WHAT YOU ARE ASKED TO DO:
Which lines hold the word "React"? Copy each one.

>> begin DATA SHOWN

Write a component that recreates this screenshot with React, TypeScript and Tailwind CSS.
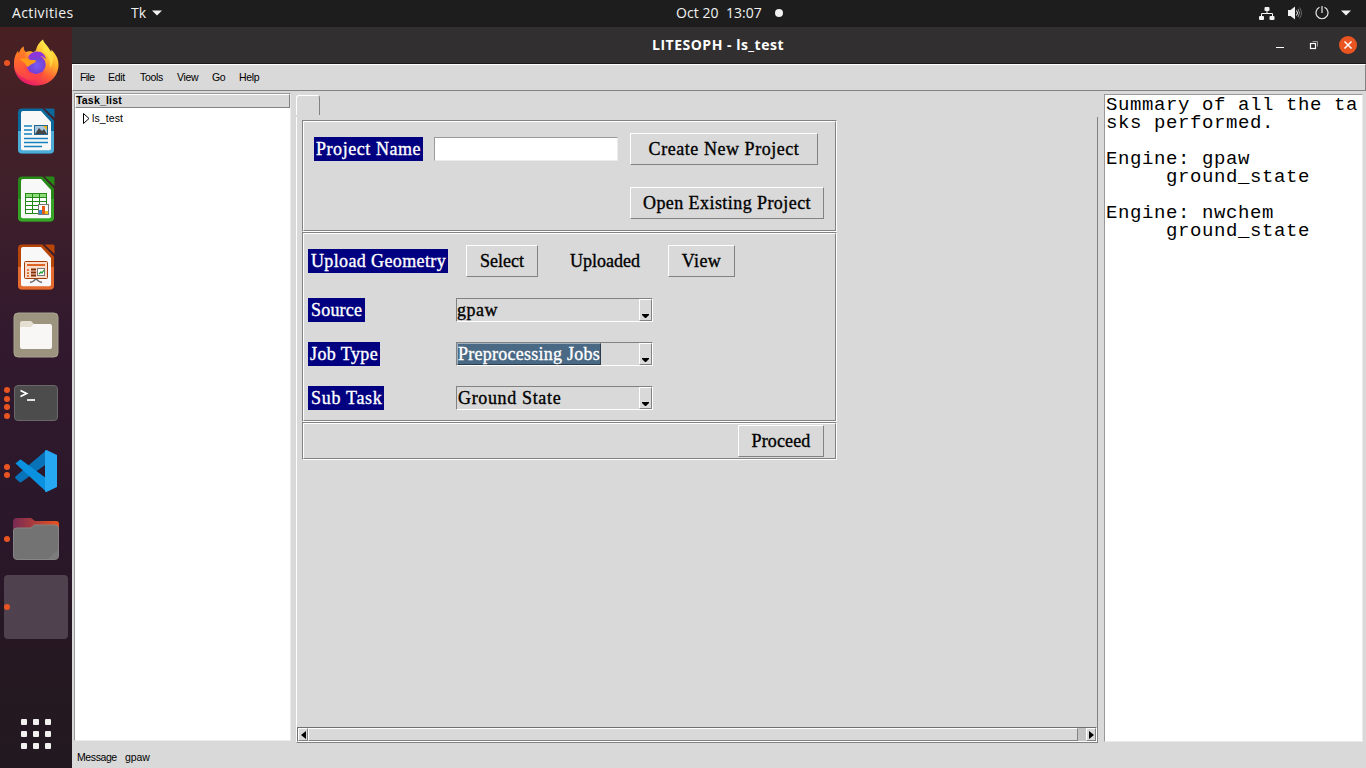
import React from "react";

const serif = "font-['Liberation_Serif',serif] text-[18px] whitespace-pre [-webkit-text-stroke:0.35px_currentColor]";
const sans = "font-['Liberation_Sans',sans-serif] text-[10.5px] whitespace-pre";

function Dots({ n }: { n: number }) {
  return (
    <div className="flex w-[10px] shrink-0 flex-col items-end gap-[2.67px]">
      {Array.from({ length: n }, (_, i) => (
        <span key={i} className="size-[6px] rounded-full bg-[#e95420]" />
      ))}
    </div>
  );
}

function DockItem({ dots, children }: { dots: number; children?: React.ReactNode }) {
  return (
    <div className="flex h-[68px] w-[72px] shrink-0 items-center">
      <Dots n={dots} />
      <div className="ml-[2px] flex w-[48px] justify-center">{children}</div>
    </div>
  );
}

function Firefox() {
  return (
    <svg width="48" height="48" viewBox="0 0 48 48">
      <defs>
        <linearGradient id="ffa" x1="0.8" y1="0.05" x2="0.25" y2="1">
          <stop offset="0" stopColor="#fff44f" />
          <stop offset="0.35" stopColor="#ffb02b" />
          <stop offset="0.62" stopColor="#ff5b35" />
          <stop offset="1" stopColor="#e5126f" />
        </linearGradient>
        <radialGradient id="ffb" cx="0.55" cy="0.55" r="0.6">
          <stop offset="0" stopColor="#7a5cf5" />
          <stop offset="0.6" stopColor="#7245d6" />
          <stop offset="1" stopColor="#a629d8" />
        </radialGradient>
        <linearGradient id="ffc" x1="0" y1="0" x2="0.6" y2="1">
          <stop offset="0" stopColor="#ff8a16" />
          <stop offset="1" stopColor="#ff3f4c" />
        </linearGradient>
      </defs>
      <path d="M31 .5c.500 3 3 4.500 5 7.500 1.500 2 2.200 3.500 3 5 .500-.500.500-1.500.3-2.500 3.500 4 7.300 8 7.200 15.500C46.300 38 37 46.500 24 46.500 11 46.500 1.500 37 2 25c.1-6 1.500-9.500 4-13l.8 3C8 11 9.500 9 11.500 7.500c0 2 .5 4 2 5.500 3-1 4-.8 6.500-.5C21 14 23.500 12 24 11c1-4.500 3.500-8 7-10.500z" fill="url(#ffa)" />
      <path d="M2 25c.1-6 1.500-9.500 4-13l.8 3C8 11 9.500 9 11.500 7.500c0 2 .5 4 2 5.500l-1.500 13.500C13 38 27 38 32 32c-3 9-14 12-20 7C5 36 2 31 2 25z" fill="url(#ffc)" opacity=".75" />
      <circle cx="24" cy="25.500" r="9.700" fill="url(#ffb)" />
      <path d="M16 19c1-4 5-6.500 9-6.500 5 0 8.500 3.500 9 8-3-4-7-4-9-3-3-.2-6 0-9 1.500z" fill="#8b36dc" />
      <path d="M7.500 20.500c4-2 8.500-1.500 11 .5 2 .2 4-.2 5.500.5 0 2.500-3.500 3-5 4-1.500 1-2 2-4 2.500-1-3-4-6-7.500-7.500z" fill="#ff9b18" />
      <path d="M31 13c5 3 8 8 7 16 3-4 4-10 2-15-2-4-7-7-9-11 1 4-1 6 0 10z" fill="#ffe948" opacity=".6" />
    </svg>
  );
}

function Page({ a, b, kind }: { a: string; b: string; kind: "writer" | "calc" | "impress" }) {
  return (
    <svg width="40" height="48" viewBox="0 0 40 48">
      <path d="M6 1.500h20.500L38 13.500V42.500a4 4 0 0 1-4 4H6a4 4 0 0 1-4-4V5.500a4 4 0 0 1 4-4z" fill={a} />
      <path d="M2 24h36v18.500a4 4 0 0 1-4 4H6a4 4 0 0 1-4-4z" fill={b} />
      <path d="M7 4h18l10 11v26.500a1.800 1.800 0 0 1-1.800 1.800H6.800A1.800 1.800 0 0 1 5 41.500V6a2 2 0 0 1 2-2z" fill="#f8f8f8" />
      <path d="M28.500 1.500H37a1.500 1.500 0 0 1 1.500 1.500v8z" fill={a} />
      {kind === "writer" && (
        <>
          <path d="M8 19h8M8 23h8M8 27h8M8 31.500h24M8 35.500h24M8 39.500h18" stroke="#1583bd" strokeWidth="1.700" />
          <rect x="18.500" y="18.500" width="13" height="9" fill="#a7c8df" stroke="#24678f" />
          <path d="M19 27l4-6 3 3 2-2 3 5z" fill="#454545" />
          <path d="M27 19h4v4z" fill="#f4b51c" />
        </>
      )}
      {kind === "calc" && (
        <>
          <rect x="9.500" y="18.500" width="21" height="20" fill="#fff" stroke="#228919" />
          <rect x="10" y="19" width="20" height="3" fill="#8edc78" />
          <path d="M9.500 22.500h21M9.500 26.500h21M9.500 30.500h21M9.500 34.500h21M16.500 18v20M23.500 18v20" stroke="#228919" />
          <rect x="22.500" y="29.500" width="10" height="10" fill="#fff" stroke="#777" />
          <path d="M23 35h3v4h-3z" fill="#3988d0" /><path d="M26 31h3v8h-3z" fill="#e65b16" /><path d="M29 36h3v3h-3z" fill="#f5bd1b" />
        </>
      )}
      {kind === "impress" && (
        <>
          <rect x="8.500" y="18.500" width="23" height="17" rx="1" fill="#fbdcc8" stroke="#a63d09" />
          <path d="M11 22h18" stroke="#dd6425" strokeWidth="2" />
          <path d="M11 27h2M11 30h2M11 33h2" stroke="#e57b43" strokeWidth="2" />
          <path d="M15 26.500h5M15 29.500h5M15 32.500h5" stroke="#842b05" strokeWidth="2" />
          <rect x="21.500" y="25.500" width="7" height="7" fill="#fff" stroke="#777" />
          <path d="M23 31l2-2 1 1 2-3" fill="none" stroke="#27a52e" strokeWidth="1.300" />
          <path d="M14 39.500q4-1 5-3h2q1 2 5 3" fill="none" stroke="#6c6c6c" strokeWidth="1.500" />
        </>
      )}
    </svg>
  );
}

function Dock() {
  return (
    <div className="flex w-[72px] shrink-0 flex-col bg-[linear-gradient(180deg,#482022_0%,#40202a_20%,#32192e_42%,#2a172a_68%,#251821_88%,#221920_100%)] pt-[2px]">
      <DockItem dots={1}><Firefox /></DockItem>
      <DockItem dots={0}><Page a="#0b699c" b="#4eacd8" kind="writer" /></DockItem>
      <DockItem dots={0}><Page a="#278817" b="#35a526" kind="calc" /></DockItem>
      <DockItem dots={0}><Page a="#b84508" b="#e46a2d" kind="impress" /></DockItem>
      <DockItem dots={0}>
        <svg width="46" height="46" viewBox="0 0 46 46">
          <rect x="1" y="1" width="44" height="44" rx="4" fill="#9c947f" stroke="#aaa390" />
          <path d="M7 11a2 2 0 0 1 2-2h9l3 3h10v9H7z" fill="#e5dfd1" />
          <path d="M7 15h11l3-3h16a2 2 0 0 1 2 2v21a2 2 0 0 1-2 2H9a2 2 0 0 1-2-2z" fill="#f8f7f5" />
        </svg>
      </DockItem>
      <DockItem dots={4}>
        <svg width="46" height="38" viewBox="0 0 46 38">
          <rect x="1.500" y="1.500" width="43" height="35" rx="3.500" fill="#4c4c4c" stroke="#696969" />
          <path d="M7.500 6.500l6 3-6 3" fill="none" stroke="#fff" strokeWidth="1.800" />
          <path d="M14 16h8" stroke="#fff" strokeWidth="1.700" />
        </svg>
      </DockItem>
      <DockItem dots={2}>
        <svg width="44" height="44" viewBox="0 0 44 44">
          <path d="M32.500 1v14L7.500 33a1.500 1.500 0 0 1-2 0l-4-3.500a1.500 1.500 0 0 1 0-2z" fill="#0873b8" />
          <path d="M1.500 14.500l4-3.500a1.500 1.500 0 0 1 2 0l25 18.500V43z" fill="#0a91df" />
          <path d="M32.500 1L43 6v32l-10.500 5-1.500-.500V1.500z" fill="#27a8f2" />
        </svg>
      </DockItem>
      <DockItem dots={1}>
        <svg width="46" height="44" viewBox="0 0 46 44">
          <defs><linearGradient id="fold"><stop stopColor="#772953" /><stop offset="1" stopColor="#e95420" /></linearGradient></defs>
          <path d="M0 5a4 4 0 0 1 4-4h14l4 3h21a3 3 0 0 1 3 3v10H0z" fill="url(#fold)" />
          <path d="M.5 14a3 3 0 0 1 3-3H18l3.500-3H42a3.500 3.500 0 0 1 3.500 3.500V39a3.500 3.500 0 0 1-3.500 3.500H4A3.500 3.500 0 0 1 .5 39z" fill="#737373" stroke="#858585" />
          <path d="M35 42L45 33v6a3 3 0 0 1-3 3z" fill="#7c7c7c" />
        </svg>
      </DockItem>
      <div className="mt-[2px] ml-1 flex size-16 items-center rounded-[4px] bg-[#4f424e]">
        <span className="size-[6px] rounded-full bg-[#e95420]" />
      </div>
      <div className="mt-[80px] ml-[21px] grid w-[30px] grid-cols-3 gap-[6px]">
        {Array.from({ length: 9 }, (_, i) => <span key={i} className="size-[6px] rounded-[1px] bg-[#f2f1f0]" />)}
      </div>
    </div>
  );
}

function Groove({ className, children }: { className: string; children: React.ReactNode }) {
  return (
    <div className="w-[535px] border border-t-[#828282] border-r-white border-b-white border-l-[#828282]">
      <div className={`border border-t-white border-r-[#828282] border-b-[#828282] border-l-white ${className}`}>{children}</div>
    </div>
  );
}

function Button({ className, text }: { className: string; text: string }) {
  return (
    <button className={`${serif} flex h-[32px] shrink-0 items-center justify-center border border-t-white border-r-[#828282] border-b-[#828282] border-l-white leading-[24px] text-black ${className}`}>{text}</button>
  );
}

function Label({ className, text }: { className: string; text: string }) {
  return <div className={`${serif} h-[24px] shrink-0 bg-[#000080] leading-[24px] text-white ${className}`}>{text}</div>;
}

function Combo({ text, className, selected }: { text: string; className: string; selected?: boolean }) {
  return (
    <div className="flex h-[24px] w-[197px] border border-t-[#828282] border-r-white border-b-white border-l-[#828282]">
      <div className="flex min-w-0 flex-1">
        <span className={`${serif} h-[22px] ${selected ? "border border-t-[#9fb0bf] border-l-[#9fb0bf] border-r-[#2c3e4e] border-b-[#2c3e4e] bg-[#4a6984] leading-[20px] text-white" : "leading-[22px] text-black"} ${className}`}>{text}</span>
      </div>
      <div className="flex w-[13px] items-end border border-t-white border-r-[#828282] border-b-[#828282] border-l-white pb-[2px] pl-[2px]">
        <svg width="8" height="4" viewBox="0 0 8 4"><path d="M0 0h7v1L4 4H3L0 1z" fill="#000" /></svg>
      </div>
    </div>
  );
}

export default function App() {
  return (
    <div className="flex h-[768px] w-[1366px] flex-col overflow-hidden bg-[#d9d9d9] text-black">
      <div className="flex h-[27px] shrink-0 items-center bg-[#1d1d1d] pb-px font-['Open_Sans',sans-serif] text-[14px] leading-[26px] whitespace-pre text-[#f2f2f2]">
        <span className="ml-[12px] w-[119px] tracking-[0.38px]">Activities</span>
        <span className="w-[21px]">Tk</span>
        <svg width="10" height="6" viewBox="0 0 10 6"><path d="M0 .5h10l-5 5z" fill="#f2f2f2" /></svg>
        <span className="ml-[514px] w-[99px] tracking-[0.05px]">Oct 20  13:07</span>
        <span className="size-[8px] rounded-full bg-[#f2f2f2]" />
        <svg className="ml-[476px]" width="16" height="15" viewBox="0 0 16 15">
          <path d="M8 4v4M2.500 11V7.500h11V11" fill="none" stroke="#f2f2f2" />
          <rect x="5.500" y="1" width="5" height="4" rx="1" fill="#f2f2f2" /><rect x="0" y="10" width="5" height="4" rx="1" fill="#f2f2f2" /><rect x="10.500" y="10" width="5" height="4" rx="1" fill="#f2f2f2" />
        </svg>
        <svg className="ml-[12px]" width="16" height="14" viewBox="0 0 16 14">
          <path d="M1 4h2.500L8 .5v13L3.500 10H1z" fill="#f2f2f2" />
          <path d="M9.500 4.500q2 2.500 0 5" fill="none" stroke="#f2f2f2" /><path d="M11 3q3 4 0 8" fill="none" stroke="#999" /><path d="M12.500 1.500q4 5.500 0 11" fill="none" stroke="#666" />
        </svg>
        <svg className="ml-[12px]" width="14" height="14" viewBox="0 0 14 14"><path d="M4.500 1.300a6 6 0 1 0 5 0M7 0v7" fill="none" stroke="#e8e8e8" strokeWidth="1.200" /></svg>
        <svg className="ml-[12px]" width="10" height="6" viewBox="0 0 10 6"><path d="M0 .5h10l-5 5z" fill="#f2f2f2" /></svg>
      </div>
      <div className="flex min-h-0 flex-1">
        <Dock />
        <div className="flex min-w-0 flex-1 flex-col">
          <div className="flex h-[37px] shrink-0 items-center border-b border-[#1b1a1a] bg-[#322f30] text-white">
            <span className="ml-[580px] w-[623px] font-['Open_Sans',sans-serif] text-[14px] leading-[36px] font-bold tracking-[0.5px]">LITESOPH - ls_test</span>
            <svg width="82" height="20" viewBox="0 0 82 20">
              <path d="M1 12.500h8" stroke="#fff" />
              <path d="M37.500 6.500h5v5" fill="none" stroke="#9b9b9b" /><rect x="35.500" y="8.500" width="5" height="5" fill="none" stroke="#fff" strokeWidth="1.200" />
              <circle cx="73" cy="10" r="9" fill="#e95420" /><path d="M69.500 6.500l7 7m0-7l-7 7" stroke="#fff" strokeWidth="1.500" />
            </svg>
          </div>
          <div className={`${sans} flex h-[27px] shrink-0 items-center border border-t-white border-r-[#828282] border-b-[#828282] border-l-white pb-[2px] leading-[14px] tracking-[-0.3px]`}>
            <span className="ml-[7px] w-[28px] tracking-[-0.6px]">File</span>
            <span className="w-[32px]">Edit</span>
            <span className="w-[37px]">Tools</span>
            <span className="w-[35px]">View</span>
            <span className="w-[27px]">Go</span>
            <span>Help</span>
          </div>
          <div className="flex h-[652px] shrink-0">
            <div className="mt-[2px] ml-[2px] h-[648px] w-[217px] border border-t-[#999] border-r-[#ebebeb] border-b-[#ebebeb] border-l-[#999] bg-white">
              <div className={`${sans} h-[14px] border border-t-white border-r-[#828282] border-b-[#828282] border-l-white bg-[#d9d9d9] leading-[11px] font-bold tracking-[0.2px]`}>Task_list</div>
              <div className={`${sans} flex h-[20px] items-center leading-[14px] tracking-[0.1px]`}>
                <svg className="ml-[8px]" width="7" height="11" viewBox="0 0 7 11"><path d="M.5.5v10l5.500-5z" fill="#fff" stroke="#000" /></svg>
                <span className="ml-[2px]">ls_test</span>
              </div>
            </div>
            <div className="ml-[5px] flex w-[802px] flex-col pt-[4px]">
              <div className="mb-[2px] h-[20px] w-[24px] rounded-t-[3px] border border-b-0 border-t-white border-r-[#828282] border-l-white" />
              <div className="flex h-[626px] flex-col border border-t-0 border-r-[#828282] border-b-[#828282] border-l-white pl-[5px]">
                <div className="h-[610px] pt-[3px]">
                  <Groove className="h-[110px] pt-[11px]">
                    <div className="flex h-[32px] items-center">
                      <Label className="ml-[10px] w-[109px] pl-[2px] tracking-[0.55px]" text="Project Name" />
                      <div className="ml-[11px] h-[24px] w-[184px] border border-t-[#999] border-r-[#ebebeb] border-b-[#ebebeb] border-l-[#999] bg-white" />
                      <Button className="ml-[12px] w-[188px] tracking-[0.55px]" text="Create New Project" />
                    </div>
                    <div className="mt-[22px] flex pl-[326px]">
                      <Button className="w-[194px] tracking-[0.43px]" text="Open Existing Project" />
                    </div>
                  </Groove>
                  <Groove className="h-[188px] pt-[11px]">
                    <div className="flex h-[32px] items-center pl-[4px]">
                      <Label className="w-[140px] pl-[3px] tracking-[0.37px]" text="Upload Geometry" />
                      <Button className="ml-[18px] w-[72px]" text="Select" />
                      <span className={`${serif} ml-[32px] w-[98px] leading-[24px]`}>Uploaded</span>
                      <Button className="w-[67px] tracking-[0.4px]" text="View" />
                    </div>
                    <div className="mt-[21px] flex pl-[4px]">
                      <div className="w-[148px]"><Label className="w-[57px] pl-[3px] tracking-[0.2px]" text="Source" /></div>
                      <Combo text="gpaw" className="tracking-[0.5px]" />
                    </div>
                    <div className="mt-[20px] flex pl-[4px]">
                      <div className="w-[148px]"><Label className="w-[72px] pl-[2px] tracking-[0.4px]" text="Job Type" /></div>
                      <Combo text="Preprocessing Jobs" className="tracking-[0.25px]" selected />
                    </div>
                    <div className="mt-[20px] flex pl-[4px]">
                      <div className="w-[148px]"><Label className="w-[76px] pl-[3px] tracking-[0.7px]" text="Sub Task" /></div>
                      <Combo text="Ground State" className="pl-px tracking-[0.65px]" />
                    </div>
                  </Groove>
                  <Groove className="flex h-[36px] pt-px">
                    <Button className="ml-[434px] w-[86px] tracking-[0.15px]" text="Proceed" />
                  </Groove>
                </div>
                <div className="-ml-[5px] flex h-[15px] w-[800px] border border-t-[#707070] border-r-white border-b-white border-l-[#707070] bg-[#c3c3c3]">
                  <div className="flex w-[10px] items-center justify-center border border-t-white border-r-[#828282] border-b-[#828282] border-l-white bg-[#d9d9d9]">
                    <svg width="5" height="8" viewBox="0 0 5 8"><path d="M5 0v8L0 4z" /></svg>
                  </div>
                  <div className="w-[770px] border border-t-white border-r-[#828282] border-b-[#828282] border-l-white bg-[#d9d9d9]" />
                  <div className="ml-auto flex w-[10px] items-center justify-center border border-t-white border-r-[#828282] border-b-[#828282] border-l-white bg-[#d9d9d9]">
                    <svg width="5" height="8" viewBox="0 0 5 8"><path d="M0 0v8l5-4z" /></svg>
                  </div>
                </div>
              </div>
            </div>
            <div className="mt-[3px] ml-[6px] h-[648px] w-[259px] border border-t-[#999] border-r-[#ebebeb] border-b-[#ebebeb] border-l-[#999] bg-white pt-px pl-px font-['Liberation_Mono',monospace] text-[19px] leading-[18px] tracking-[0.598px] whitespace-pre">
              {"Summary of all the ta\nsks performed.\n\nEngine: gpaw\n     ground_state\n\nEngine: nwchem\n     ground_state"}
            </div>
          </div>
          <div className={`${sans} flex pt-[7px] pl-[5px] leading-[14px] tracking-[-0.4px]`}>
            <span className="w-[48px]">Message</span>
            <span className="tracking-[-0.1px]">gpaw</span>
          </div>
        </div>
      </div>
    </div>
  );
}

>> end DATA SHOWN

REPLY TO THE EXERCISE:
Write a component that recreates this screenshot with React, TypeScript and Tailwind CSS.
import React from "react";
function DockItem({ dots, children }: { dots: number; children?: React.ReactNode }) {
function Groove({ className, children }: { className: string; children: React.ReactNode }) {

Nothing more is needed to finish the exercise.